# TASK TO CARRY OUT
Leave out every picture, then transcribe the rest of the listing exactly.
>> begin
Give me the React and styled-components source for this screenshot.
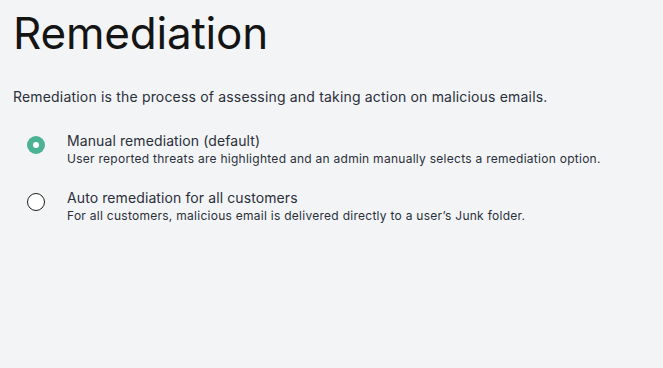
import React, { useState } from 'react'
import styled, { createGlobalStyle } from 'styled-components'

const GlobalStyle = createGlobalStyle`
  html, body {
    margin: 0;
    padding: 0;
    background: #f3f4f6;
  }
  body {
    font-family: Inter, "Noto Sans", sans-serif;
    color: #1b1b1b;
  }
`

const Page = styled.div`
  padding: 8px 13px;
  min-height: 352px;
`

const Title = styled.h1`
  margin: 0;
  font-size: 44px;
  font-weight: 400;
  line-height: 50px;
  letter-spacing: -0.2px;
  color: #141414;
`

const Intro = styled.p`
  margin: 30px 0 0;
  font-size: 14px;
  line-height: 18px;
  letter-spacing: 0.18px;
  color: #2a2f3a;
`

const Options = styled.div`
  display: flex;
  flex-direction: column;
  gap: 21px;
  margin-top: 26px;
  padding-left: 14px;
`

const Option = styled.label`
  display: flex;
  align-items: flex-start;
  gap: 22px;
  cursor: pointer;
`

const Radio = styled.span`
  flex: none;
  box-sizing: border-box;
  width: 18px;
  height: 18px;
  margin-top: 4px;
  border-radius: 50%;
  display: flex;
  align-items: center;
  justify-content: center;
  background: ${p => (p.checked ? '#4bb394' : '#ffffff')};
  border: ${p => (p.checked ? 'none' : '1.5px solid #1f1f1f')};
  &::after {
    content: '';
    display: ${p => (p.checked ? 'block' : 'none')};
    width: 6px;
    height: 6px;
    border-radius: 50%;
    background: #ffffff;
  }
`

const Text = styled.div`
  display: flex;
  flex-direction: column;
`

const OptionTitle = styled.span`
  font-size: 14px;
  line-height: 18px;
  letter-spacing: 0.1px;
  color: #2a2f3a;
`

const OptionDesc = styled.span`
  font-size: 12px;
  line-height: 18px;
  letter-spacing: 0.27px;
  color: #2a2f3a;
`

const options = [
  {
    id: 'manual',
    title: 'Manual remediation (default)',
    desc: 'User reported threats are highlighted and an admin manually selects a remediation option.',
  },
  {
    id: 'auto',
    title: 'Auto remediation for all customers',
    desc: 'For all customers, malicious email is delivered directly to a user\u2019s Junk folder.',
  },
]

export default function App() {
  const [selected, setSelected] = useState('manual')
  return (
    <>
      <GlobalStyle />
      <Page>
        <Title>Remediation</Title>
        <Intro>Remediation is the process of assessing and taking action on malicious emails.</Intro>
        <Options>
          {options.map(o => (
            <Option key={o.id} onClick={() => setSelected(o.id)}>
              <Radio checked={selected === o.id} />
              <Text>
                <OptionTitle>{o.title}</OptionTitle>
                <OptionDesc>{o.desc}</OptionDesc>
              </Text>
            </Option>
          ))}
        </Options>
      </Page>
    </>
  )
}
>> end
# WRITTEN ANSWER
Give me the React and styled-components source for this screenshot.
import React, { useState } from 'react'
import styled, { createGlobalStyle } from 'styled-components'

const GlobalStyle = createGlobalStyle`
  html, body {
    margin: 0;
    padding: 0;
    background: #f3f4f6;
  }
  body {
    font-family: Inter, "Noto Sans", sans-serif;
    color: #1b1b1b;
  }
`

const Page = styled.div`
  padding: 8px 13px;
  min-height: 352px;
`

const Title = styled.h1`
  margin: 0;
  font-size: 44px;
  font-weight: 400;
  line-height: 50px;
  letter-spacing: -0.2px;
  color: #141414;
`

const Intro = styled.p`
  margin: 30px 0 0;
  font-size: 14px;
  line-height: 18px;
  letter-spacing: 0.18px;
  color: #2a2f3a;
`

const Options = styled.div`
  display: flex;
  flex-direction: column;
  gap: 21px;
  margin-top: 26px;
  padding-left: 14px;
`

const Option = styled.label`
  display: flex;
  align-items: flex-start;
  gap: 22px;
  cursor: pointer;
`

const Radio = styled.span`
  flex: none;
  box-sizing: border-box;
  width: 18px;
  height: 18px;
  margin-top: 4px;
  border-radius: 50%;
  display: flex;
  align-items: center;
  justify-content: center;
  background: ${p => (p.checked ? '#4bb394' : '#ffffff')};
  border: ${p => (p.checked ? 'none' : '1.5px solid #1f1f1f')};
  &::after {
    content: '';
    display: ${p => (p.checked ? 'block' : 'none')};
    width: 6px;
    height: 6px;
    border-radius: 50%;
    background: #ffffff;
  }
`

const Text = styled.div`
  display: flex;
  flex-direction: column;
`

const OptionTitle = styled.span`
  font-size: 14px;
  line-height: 18px;
  letter-spacing: 0.1px;
  color: #2a2f3a;
`

const OptionDesc = styled.span`
  font-size: 12px;
  line-height: 18px;
  letter-spacing: 0.27px;
  color: #2a2f3a;
`

const options = [
  {
    id: 'manual',
    title: 'Manual remediation (default)',
    desc: 'User reported threats are highlighted and an admin manually selects a remediation option.',
  },
  {
    id: 'auto',
    title: 'Auto remediation for all customers',
    desc: 'For all customers, malicious email is delivered directly to a user\u2019s Junk folder.',
  },
]

export default function App() {
  const [selected, setSelected] = useState('manual')
  return (
    <>
      <GlobalStyle />
      <Page>
        <Title>Remediation</Title>
        <Intro>Remediation is the process of assessing and taking action on malicious emails.</Intro>
        <Options>
          {options.map(o => (
            <Option key={o.id} onClick={() => setSelected(o.id)}>
              <Radio checked={selected === o.id} />
              <Text>
                <OptionTitle>{o.title}</OptionTitle>
                <OptionDesc>{o.desc}</OptionDesc>
              </Text>
            </Option>
          ))}
        </Options>
      </Page>
    </>
  )
}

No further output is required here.